A problem while using urllib

Tue Oct 11 23:51:18 EDT 2005

Alex Martelli wrote:
> Johnny Lee <johnnyandfiona at hotmail.com> wrote:
>    ...
> >    try:
> >       webPage = urllib2.urlopen(url)
> >    except urllib2.URLError:
>    ...
> >    webPage.close()
> >    return True
> > ----------------------------------------------------
> >
> >    But every time when I ran to the 70 to 75 urls (that means 70-75
> > urls have been tested via this way), the program will crash and all the
> > urls left will raise urllib2.URLError until the program exits. I tried
> > many ways to work it out, using urllib, set a sleep(1) in the filter (I
> > thought it was the massive urls crashed the program). But none works.
> > BTW, if I set the url from which the program crashed to base url, the
> > program will still crashed at the 70-75 url. How can I solve this
> > problem? thanks for your help
>
> Sure looks like a resource leak somewhere (probably leaving a file open
> until your program hits some wall of maximum simultaneously open files),
> but I can't reproduce it here (MacOSX, tried both Python 2.3.5 and
> 2.4.1).  What version of Python are you using, and on what platform?
> Maybe a simple Python upgrade might fix your problem...
>
>
> Alex

Thanks for the info you provided.
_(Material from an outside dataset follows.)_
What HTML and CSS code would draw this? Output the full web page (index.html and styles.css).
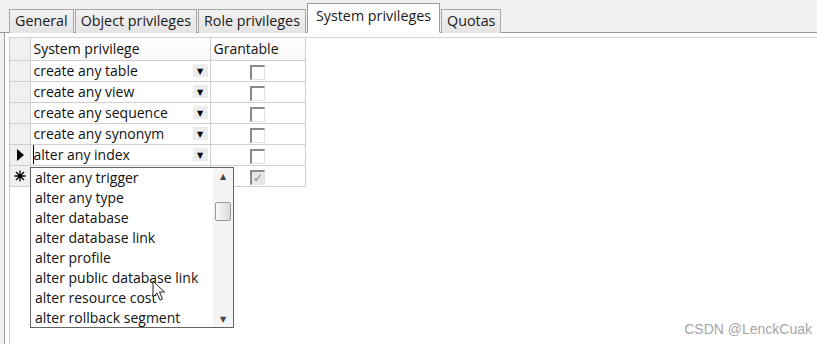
FILE: index.html
```html
<!DOCTYPE html>
<html lang="en">
<head>
    <meta charset="UTF-8">
    <title>User privileges</title>
    <link rel="stylesheet" href="styles.css">
</head>
<body>
    <div class="tabs">
        <div class="tab">General</div>
        <div class="tab">Object privileges</div>
        <div class="tab">Role privileges</div>
        <div class="tab active">System privileges</div>
        <div class="tab">Quotas</div>
    </div>

    <div class="panel">
        <div class="grid-box">
            <table class="grid">
                <thead>
                    <tr>
                        <th class="sel"></th>
                        <th class="col-priv">System privilege</th>
                        <th class="col-grant">Grantable</th>
                    </tr>
                </thead>
                <tbody>
                    <tr>
                        <td class="sel"></td>
                        <td class="priv"><span>create any table</span><span class="drop">&#9660;</span></td>
                        <td class="grant"><span class="check"></span></td>
                    </tr>
                    <tr>
                        <td class="sel"></td>
                        <td class="priv"><span>create any view</span><span class="drop">&#9660;</span></td>
                        <td class="grant"><span class="check"></span></td>
                    </tr>
                    <tr>
                        <td class="sel"></td>
                        <td class="priv"><span>create any sequence</span><span class="drop">&#9660;</span></td>
                        <td class="grant"><span class="check"></span></td>
                    </tr>
                    <tr>
                        <td class="sel"></td>
                        <td class="priv"><span>create any synonym</span><span class="drop">&#9660;</span></td>
                        <td class="grant"><span class="check"></span></td>
                    </tr>
                    <tr>
                        <td class="sel">
                            <svg class="marker" width="10" height="14" viewBox="0 0 10 14">
                                <path d="M2 1 L9 7 L2 13 Z" fill="#000"/>
                            </svg>
                        </td>
                        <td class="priv"><span class="editing">alter any index</span><span class="drop">&#9660;</span></td>
                        <td class="grant"><span class="check"></span></td>
                    </tr>
                    <tr>
                        <td class="sel">
                            <svg class="marker" width="12" height="12" viewBox="0 0 12 12">
                                <path d="M6 0.5 V11.5 M0.5 6 H11.5 M2 2 L10 10 M10 2 L2 10" stroke="#000" stroke-width="1.3"/>
                            </svg>
                        </td>
                        <td class="priv"></td>
                        <td class="grant"><span class="check checked">&#10003;</span></td>
                    </tr>
                </tbody>
            </table>

            <div class="dropdown">
                <ul class="options">
                    <li>alter any trigger</li>
                    <li>alter any type</li>
                    <li>alter database</li>
                    <li>alter database link</li>
                    <li>alter profile</li>
                    <li>alter public database link</li>
                    <li>alter resource cost</li>
                    <li>alter rollback segment</li>
                </ul>
                <div class="scrollbar">
                    <span class="arrow">&#9650;</span>
                    <div class="track">
                        <div class="thumb"></div>
                    </div>
                    <span class="arrow">&#9660;</span>
                </div>
            </div>

            <svg class="cursor" width="14" height="22" viewBox="0 0 14 22">
                <path d="M1 1 L1 17 L5 13 L8 20 L10.5 19 L7.5 12 L12.5 12 Z" fill="#fff" stroke="#222" stroke-width="1"/>
            </svg>
        </div>
    </div>

    <div class="watermark">CSDN @LenckCuak</div>
</body>
</html>
```

FILE: styles.css
```css
* {
    margin: 0;
    padding: 0;
    box-sizing: border-box;
}

body {
    font-family: 'Open Sans', 'DejaVu Sans', sans-serif;
    font-size: 14px;
    color: #111;
    background: #f0f0f0;
    width: 817px;
    height: 344px;
    overflow: hidden;
    position: relative;
}

/* Tab strip */
.tabs {
    display: flex;
    align-items: flex-end;
    gap: 1px;
    height: 33px;
    padding-left: 9px;
    border-bottom: 1px solid #9a9a9a;
}

.tab {
    height: 24px;
    padding: 0 5px;
    line-height: 22px;
    background: linear-gradient(#f2f2f2, #e4e4e4);
    border: 1px solid #a8a8a8;
    border-bottom: none;
    margin-bottom: -1px;
    color: #1a1a1a;
    font-size: 14.3px;
}

.tab.active {
    height: 30px;
    padding: 0 8px;
    line-height: 24px;
    background: #fff;
    border-color: #9a9a9a;
    position: relative;
    z-index: 1;
    border-bottom: 1px solid #fff;
}

/* Page panel */
.panel {
    background: #fff;
    margin-left: 4px;
    border-left: 1px solid #a0a0a0;
    height: 311px;
    padding: 4px 0 0 4px;
}

.grid-box {
    position: relative;
    height: 100%;
    border-top: 1px solid #d4d4d4;
    border-left: 1px solid #c8c8c8;
}

.grid {
    border-collapse: collapse;
    table-layout: fixed;
}

.grid th,
.grid td {
    border: 1px solid #cfcfcf;
    height: 21px;
    padding: 0 3px;
    text-align: left;
    font-weight: normal;
    white-space: nowrap;
}

.grid tr:first-child th {
    border-top: none;
}

.grid .sel:first-child {
    border-left: none;
}

.grid th {
    height: 22px;
    background: linear-gradient(#ffffff, #f7f7f7);
}

.grid .sel {
    width: 20px;
    background: #f0f0f0;
    padding: 0;
    text-align: center;
}

.marker {
    display: block;
    margin: 0 auto;
}

.col-priv {
    width: 180px;
}

.col-grant {
    width: 95px;
}

.priv {
    position: relative;
}

.drop {
    position: absolute;
    right: 2px;
    top: 3px;
    width: 15px;
    height: 13px;
    background: #ececec;
    font-size: 8px;
    line-height: 13px;
    text-align: center;
    color: #000;
}

.editing {
    border-left: 1px solid #000;
    margin-left: -1px;
}

.grid .grant {
    text-align: center;
}

.check {
    display: inline-block;
    vertical-align: middle;
    width: 15px;
    height: 15px;
    background: #fff;
    border-top: 2px solid #8a8a8a;
    border-left: 2px solid #8a8a8a;
    border-right: 1px solid #e2e2e2;
    border-bottom: 1px solid #e2e2e2;
}

.check.checked {
    background: #e6e6e6;
    color: #8c8c8c;
    font-size: 12px;
    line-height: 11px;
    font-weight: bold;
    text-align: center;
}

/* Open combo list */
.dropdown {
    position: absolute;
    left: 20px;
    top: 129px;
    width: 204px;
    height: 161px;
    background: #fff;
    border: 1px solid #646464;
    display: flex;
}

.options {
    flex: 1;
    list-style: none;
    padding-left: 4px;
}

.options li {
    height: 20px;
    line-height: 20px;
    font-size: 14px;
}

.scrollbar {
    width: 20px;
    display: flex;
    flex-direction: column;
    align-items: center;
    background: #f4f4f4;
}

.scrollbar .arrow {
    height: 16px;
    font-size: 8px;
    line-height: 16px;
    color: #444;
}

.track {
    flex: 1;
    width: 100%;
    padding: 18px 2px 0;
}

.thumb {
    height: 19px;
    border: 1px solid #9a9a9a;
    border-radius: 2px;
    background: linear-gradient(90deg, #fafafa, #dcdcdc);
}

.cursor {
    position: absolute;
    left: 142px;
    top: 242px;
}

.watermark {
    position: absolute;
    right: 5px;
    bottom: 7px;
    font-family: 'Liberation Sans', Arial, sans-serif;
    font-size: 14px;
    color: #a6a6a6;
}
```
I'm using 2.4.1 on cygwin of WinXP.
If you want to reproduce the problem, I can send the source to you.

This morning I found that this is caused by urllib2. When I use urllib
instead of urllib2, it won't crash any more. But the matters is that I
want to catch the HTTP 404 Error which is handled by FancyURLopener in
urllib.open(). So I can't catch it.

Regards,
Johnny